Yes, I already tried to research this with no luck. I made some nitric acid the other day, and now I want to make some silver nitrate for tollen's
test. So I got myself a bar of pure silver and stuck it in the acid I made.
I didn't expect a reaction to start, so I got my hot plate. When I came back, a white, insoluble powder was forming around the silver and settling at
the bottom. I have my doubts this is silver nitrate.
[Edited on 29-3-2017 by Booze]ahill - 28-3-2017 at 16:22
Why do you doubt the powder is silver nitrate ?
Silver nitrate is insoluble in concentrated nitric acid..this is the kind of thing you'd expect.
Unless your nitric acid or your silver bar is particularly suspect - what else is it going to be ?
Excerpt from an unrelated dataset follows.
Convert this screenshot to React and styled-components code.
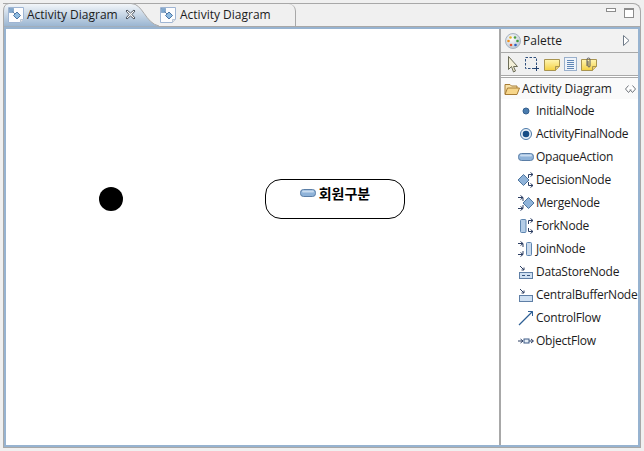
import React from "react";
import styled, { createGlobalStyle } from "styled-components";

const GlobalStyle = createGlobalStyle`
  html, body {
    margin: 0;
    padding: 0;
    background: #f0f0f0;
  }
`;

const FONT = `"Open Sans", "Noto Sans", "Liberation Sans", "Noto Sans CJK KR", sans-serif`;

/* ---- small drawings ---- */

const DiagramIcon = () => (
  <svg width="16" height="16" viewBox="0 0 16 16">
    <path d="M.5.5h15v12l-3 3H.5z" fill="#fdfdfe" stroke="#9fb5d3" />
    <rect x="1.500" y="1.500" width="4" height="4" fill="#7fa8cf" stroke="#6a8fb8" strokeWidth=".6" />
    <path d="M4.500 4.500L7 7" stroke="#5d7fa8" />
    <path d="M9 5l3.500 3.500L9 12 5.500 8.500z" fill="#8fbbe0" stroke="#4d76a5" />
    <path d="M12.500 15.500v-3h3" fill="#e4e4e4" stroke="#b8c4d4" />
  </svg>
);

const CloseIcon = () => (
  <svg width="11" height="11" viewBox="0 0 11 11">
    <path
      d="M1 2l1-1 3.500 3L9 1l1 1-3 3.500L10 9l-1 1-3.500-3L2 10 1 9l3-3.500z"
      fill="#fbfbfb"
      stroke="#4f5660"
    />
  </svg>
);

const PaletteIcon = () => (
  <svg width="16" height="16" viewBox="0 0 16 16">
    <defs>
      <radialGradient id="pal" cx="40%" cy="35%" r="70%">
        <stop offset="0" stopColor="#ffffff" />
        <stop offset="1" stopColor="#b8c4d2" />
      </radialGradient>
    </defs>
    <circle cx="8" cy="8" r="7.500" fill="url(#pal)" stroke="#a9b4c0" />
    <circle cx="5.500" cy="4.500" r="1.300" fill="#e2b02c" />
    <circle cx="10" cy="4.500" r="1.300" fill="#4aa03c" />
    <circle cx="3.500" cy="8" r="1.300" fill="#ef8f1e" />
    <circle cx="12.500" cy="8" r="1.300" fill="#3f9a3a" />
    <circle cx="6" cy="12" r="1.300" fill="#e0502c" />
    <circle cx="10.500" cy="12" r="1.300" fill="#2f5fc0" />
  </svg>
);

const ArrowTool = () => (
  <svg width="15" height="17" viewBox="0 0 15 17">
    <path d="M3.500 .5v13l3-3 2 5.500 2-1-2-4.500h4z" fill="#f3efd8" stroke="#6d6d58" />
  </svg>
);

const MarqueeTool = () => (
  <svg width="16" height="16" viewBox="0 0 16 16">
    <rect x="1.500" y="1.500" width="11" height="11" fill="none" stroke="#2f4f7c" strokeDasharray="2.500 1.500" />
    <path d="M12.500 10v5M10 12.500h5" stroke="#22406e" />
  </svg>
);

const NoteShape = ({ clip }) => (
  <svg width="16" height="14" viewBox="0 0 16 14">
    <defs>
      <linearGradient id="note" x1="0" y1="0" x2="0" y2="1">
        <stop offset="0" stopColor="#fff6b4" />
        <stop offset="1" stopColor="#f4d040" />
      </linearGradient>
    </defs>
    <path d="M.5 2.500h15v7l-4 4H.5z" fill="url(#note)" stroke="#a89450" />
    <path d="M11.500 13.500v-4h4" fill="#e8cc70" stroke="#a89450" />
    {clip && (
      <path d="M6 9V2.500a1.500 1.500 0 0 1 3 0V9a1 1 0 0 1-2 0V4" fill="none" stroke="#5a5a60" />
    )}
  </svg>
);

const TextTool = () => (
  <svg width="13" height="14" viewBox="0 0 13 14">
    <rect x=".5" y=".5" width="12" height="13" fill="#eef3fa" stroke="#9ab0cc" />
    <path d="M3 3.500h7M3 5.500h7M3 7.500h7M3 9.500h7M3 11.500h7" stroke="#5f86b6" />
  </svg>
);

const FolderIcon = () => (
  <svg width="16" height="14" viewBox="0 0 16 14">
    <path d="M1 12V2.500h5l1.500 1.500H13v2" fill="#f9e2a8" stroke="#a77c35" />
    <path d="M1 12.500l2.500-6.500h12L13 12.500z" fill="#f7d68a" stroke="#a77c35" />
  </svg>
);

const SplitArrows = () => (
  <path
    d="M10.500 6V2.500H15M12.500.5l2.500 2-2.500 2M10.500 10v3.500H15M12.500 11.500l2.500 2-2.500 2"
    fill="none"
    stroke="#2c3e63"
  />
);

const MergeArrows = () => (
  <path
    d="M0 2.500h5V6M0 13.500h5V10M2.500.5l2.500 2-2.500 2M2.500 11.500l2.500 2-2.500 2"
    fill="none"
    stroke="#2c3e63"
  />
);

const blueFill = "#8fb3d9";

const ICONS = {
  initial: (
    <svg width="16" height="16" viewBox="0 0 16 16">
      <circle cx="8" cy="8" r="3" fill="#4a7cae" stroke="#35608f" />
    </svg>
  ),
  final: (
    <svg width="16" height="16" viewBox="0 0 16 16">
      <circle cx="8" cy="8" r="5.500" fill="#eaf1f8" stroke="#4a78a8" />
      <circle cx="8" cy="8" r="3.300" fill="#174d86" />
    </svg>
  ),
  action: (
    <svg width="16" height="16" viewBox="0 0 16 16">
      <rect x=".5" y="4.500" width="15" height="7" rx="3" fill={blueFill} stroke="#5b7ea6" />
      <rect x="2" y="5.500" width="12" height="2" rx="1" fill="#c9dcef" />
    </svg>
  ),
  decision: (
    <svg width="16" height="16" viewBox="0 0 16 16">
      <path d="M5.500 2.500l5.500 5.500-5.500 5.500L0 8z" fill={blueFill} stroke="#4f769f" />
      <SplitArrows />
    </svg>
  ),
  merge: (
    <svg width="16" height="16" viewBox="0 0 16 16">
      <path d="M10.500 2.500L16 8l-5.500 5.500L5 8z" fill={blueFill} stroke="#4f769f" />
      <MergeArrows />
    </svg>
  ),
  fork: (
    <svg width="16" height="16" viewBox="0 0 16 16">
      <rect x="2.500" y="1.500" width="5.500" height="13" rx="1" fill="#b3cce6" stroke="#5f86b0" />
      <SplitArrows />
    </svg>
  ),
  join: (
    <svg width="16" height="16" viewBox="0 0 16 16">
      <rect x="8.500" y="1.500" width="5" height="13" rx="1" fill="#c8d9ec" stroke="#5f86b0" />
      <MergeArrows />
    </svg>
  ),
  store: (
    <svg width="16" height="16" viewBox="0 0 16 16">
      <rect x="1.500" y="8.500" width="13" height="6" fill="#cfe0f2" stroke="#5f7fa6" />
      <path d="M4 11.500h3M9 11.500h3" stroke="#34527c" />
      <path d="M2 2l4 4M6 3.500V6H3.500" fill="none" stroke="#2c3e63" />
    </svg>
  ),
  buffer: (
    <svg width="16" height="16" viewBox="0 0 16 16">
      <rect x="1.500" y="8.500" width="13" height="6" fill="#cfe0f2" stroke="#5f7fa6" />
      <path d="M2 2l4 4M6 3.500V6H3.500" fill="none" stroke="#2c3e63" />
    </svg>
  ),
  control: (
    <svg width="16" height="16" viewBox="0 0 16 16">
      <path d="M1 15L14.500 1.500" stroke="#2e5f94" strokeWidth="1.300" />
      <path d="M10 1.500H14.500V6" fill="none" stroke="#2e5f94" />
    </svg>
  ),
  object: (
    <svg width="16" height="16" viewBox="0 0 16 16">
      <path d="M0 8h4.500M2.500 6l2.500 2-2.500 2M11 8h4M13 6l2.500 2-2.500 2" fill="none" stroke="#2c3e63" />
      <rect x="6" y="6" width="5" height="4" fill="#e8f0f8" stroke="#3c5a86" />
    </svg>
  ),
};

const NODES = [
  ["initial", "InitialNode"],
  ["final", "ActivityFinalNode"],
  ["action", "OpaqueAction"],
  ["decision", "DecisionNode"],
  ["merge", "MergeNode"],
  ["fork", "ForkNode"],
  ["join", "JoinNode"],
  ["store", "DataStoreNode"],
  ["buffer", "CentralBufferNode"],
  ["control", "ControlFlow"],
  ["object", "ObjectFlow"],
];

/* ---- page ---- */

const App = () => (
  <Page>
    <GlobalStyle />
    <Frame>
      <TabBar>
        <ActiveTab>
          <TabShape width="156" height="24" viewBox="0 0 156 24">
            <defs>
              <linearGradient id="tabfill" x1="0" y1="0" x2="0" y2="1">
                <stop offset="0" stopColor="#f4f7fa" />
                <stop offset="1" stopColor="#97b3d0" />
              </linearGradient>
            </defs>
            <path
              d="M0.500 24V8Q0.500 1 6 .5H128C140 .5 142 20 156 23V24Z"
              fill="url(#tabfill)"
              stroke="#a8a8a8"
            />
          </TabShape>
          <DiagramIcon />
          <ActiveLabel>Activity Diagram</ActiveLabel>
          <CloseSlot>
            <CloseIcon />
          </CloseSlot>
        </ActiveTab>
        <InactiveTab>
          <DiagramIcon />
          <TabLabel>Activity Diagram</TabLabel>
        </InactiveTab>
        <TabFill>
          <MinButton />
          <MaxButton />
        </TabFill>
      </TabBar>
      <Body>
        <Canvas>
          <InitialNode />
          <ActionNode>
            <ActionIcon>{ICONS.action}</ActionIcon>
            <ActionName>회원구분</ActionName>
          </ActionNode>
        </Canvas>
        <Palette>
          <PaletteHeader>
            <PaletteIcon />
            <PaletteTitle>Palette</PaletteTitle>
            <svg width="7" height="11" viewBox="0 0 7 11">
              <path d="M.5.5l5.500 5-5.500 5z" fill="#fff" stroke="#6e7a88" />
            </svg>
          </PaletteHeader>
          <ToolRow>
            <ArrowTool />
            <MarqueeTool />
            <NoteShape />
            <TextTool />
            <NoteShape clip />
          </ToolRow>
          <SectionHeader>
            <FolderIcon />
            <SectionTitle>Activity Diagram</SectionTitle>
            <svg width="11" height="8" viewBox="0 0 11 8">
              <path d="M3.500.5L.5 4l3 3.500L6 4.500M7.500.5l3 3.500-3 3.500L5 4.500" fill="#fff" stroke="#70757c" />
            </svg>
          </SectionHeader>
          <NodeList>
            {NODES.map(([icon, label]) => (
              <NodeRow key={label}>
                <NodeIcon>{ICONS[icon]}</NodeIcon>
                {label}
              </NodeRow>
            ))}
          </NodeList>
        </Palette>
      </Body>
    </Frame>
  </Page>
);

const Page = styled.div`
  width: 644px;
  height: 451px;
  padding: 3px;
  box-sizing: border-box;
  background: #f0f0f0;
  font-family: ${FONT};
  font-size: 12px;
  color: #1c1c1c;
  overflow: hidden;
`;

const Frame = styled.div`
  width: 638px;
  height: 445px;
  display: flex;
  flex-direction: column;
`;

const TabBar = styled.div`
  height: 24px;
  flex: none;
  display: flex;
  box-sizing: border-box;
  border-top: 1px solid #a8a8a8;
  border-right: 1px solid #a8a8a8;
  border-top-right-radius: 8px;
`;

const ActiveTab = styled.div`
  position: relative;
  width: 151px;
  height: 23px;
  flex: none;
  margin-top: -1px;
  padding: 4px 0 0 5px;
  box-sizing: border-box;
  display: flex;
  align-items: flex-start;
  z-index: 1;
  & > svg:not(:first-child) {
    position: relative;
  }
`;

const TabShape = styled.svg`
  position: absolute;
  left: 0;
  top: 0;
`;

const TabLabel = styled.span`
  position: relative;
  margin-left: 4px;
  line-height: 16px;
  white-space: nowrap;
`;

const ActiveLabel = styled(TabLabel)`
  margin-left: 3px;
`;

const CloseSlot = styled.span`
  position: relative;
  margin: 2px 0 0 7px;
  display: flex;
`;

const InactiveTab = styled.div`
  width: 142px;
  height: 23px;
  flex: none;
  padding: 3px 0 0 6px;
  box-sizing: border-box;
  display: flex;
  align-items: flex-start;
  border-right: 1px solid #a8a8a8;
  border-bottom: 1px solid #a8a8a8;
  border-top-right-radius: 7px;
`;

const TabFill = styled.div`
  flex: 1;
  height: 23px;
  box-sizing: border-box;
  border-bottom: 1px solid #a8a8a8;
  display: flex;
  justify-content: flex-end;
  gap: 8px;
  padding: 4px 6px 0 0;
`;

const MinButton = styled.div`
  width: 8px;
  height: 2px;
  border: 1px solid #8c8c8c;
  background: #fff;
`;

const MaxButton = styled.div`
  width: 8px;
  height: 7px;
  border: 1px solid #8c8c8c;
  border-top-width: 2px;
  background: #fff;
`;

const Body = styled.div`
  flex: 1;
  min-height: 0;
  display: flex;
  box-sizing: border-box;
  padding: 2px;
  background: #97b3d0;
  border: 1px solid #a8a8a8;
  border-top: none;
`;

const Canvas = styled.div`
  position: relative;
  flex: 1;
  background: #fff;
`;

const InitialNode = styled.div`
  position: absolute;
  left: 93px;
  top: 158px;
  width: 24px;
  height: 24px;
  border-radius: 50%;
  background: #000;
`;

const ActionNode = styled.div`
  position: absolute;
  left: 259px;
  top: 150px;
  width: 140px;
  height: 40px;
  box-sizing: border-box;
  border: 1px solid #000;
  border-radius: 16px;
  background: #fff;
  display: flex;
  justify-content: center;
  align-items: flex-start;
  padding-top: 5px;
`;

const ActionIcon = styled.span`
  display: flex;
  margin-right: 3px;
`;

const ActionName = styled.span`
  font-family: "Noto Sans CJK KR", sans-serif;
  font-weight: 700;
  font-size: 14px;
  line-height: 16px;
  color: #000;
`;

const Palette = styled.div`
  width: 139px;
  flex: none;
  box-sizing: border-box;
  border-left: 2px solid #a8a8a8;
  display: flex;
  flex-direction: column;
  background: #fff;
`;

const PaletteHeader = styled.div`
  height: 24px;
  flex: none;
  box-sizing: border-box;
  display: flex;
  align-items: center;
  padding: 0 8px 0 4px;
  background: #f2f2f2;
  border-bottom: 1px solid #a8a8a8;
`;

const PaletteTitle = styled.span`
  flex: 1;
  margin-left: 2px;
`;

const ToolRow = styled.div`
  height: 23px;
  flex: none;
  box-sizing: border-box;
  display: flex;
  align-items: center;
  gap: 4px;
  padding: 0 4px;
  background: #f0f0f0;
  border-bottom: 1px solid #a8a8a8;
`;

const SectionHeader = styled.div`
  height: 22px;
  flex: none;
  box-sizing: border-box;
  display: flex;
  align-items: center;
  padding: 0 2px 0 3px;
  border-top: 1px solid #a8a8a8;
  margin-top: 1px;
  background: #fafafa;
`;

const SectionTitle = styled.span`
  flex: 1;
  margin-left: 2px;
  letter-spacing: -.05px;
`;

const NodeList = styled.div`
  display: flex;
  flex-direction: column;
`;

const NodeRow = styled.div`
  height: 23px;
  display: flex;
  align-items: center;
  padding-left: 17px;
  letter-spacing: -.25px;
  white-space: nowrap;
`;

const NodeIcon = styled.span`
  display: flex;
  width: 16px;
  margin-right: 2px;
`;

export default App;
I made silver nitrate once a few years ago, and I seem to remember it had a fairly obvious crystalline appearance right from the get-go - although I
dont think my nitric acid was especially concentrated.
btw - tollen's reagent looks cool - what are you planning to do with it ?
[Edited on 29-3-2017 by ahill]Booze - 28-3-2017 at 16:36
Could I just use the powder instead of recrystalyzing it?
I was going to make a silver mirror. I have a round bottom I never used, so I figured why not?ahill - 29-3-2017 at 19:28
I'm sure you could. I dont think re-crystallisation is a normal part of this procedure.
Letting the process run to completion, then drying the product while keeping it out of the light and away from suicidal insects and little kids was my
challenge. Booze - 29-3-2017 at 20:43
I'm sure you could. I dont think re-crystallisation is a normal part of this procedure.
Letting the process run to completion, then drying the product while keeping it out of the light and away from suicidal insects and little kids was my
challenge.
Your kids actively eat any white powder they can find?
The only way I could let it dry in darkness was if I put a cardboard box on top of the filter paper I had. And even then a streak of light found it.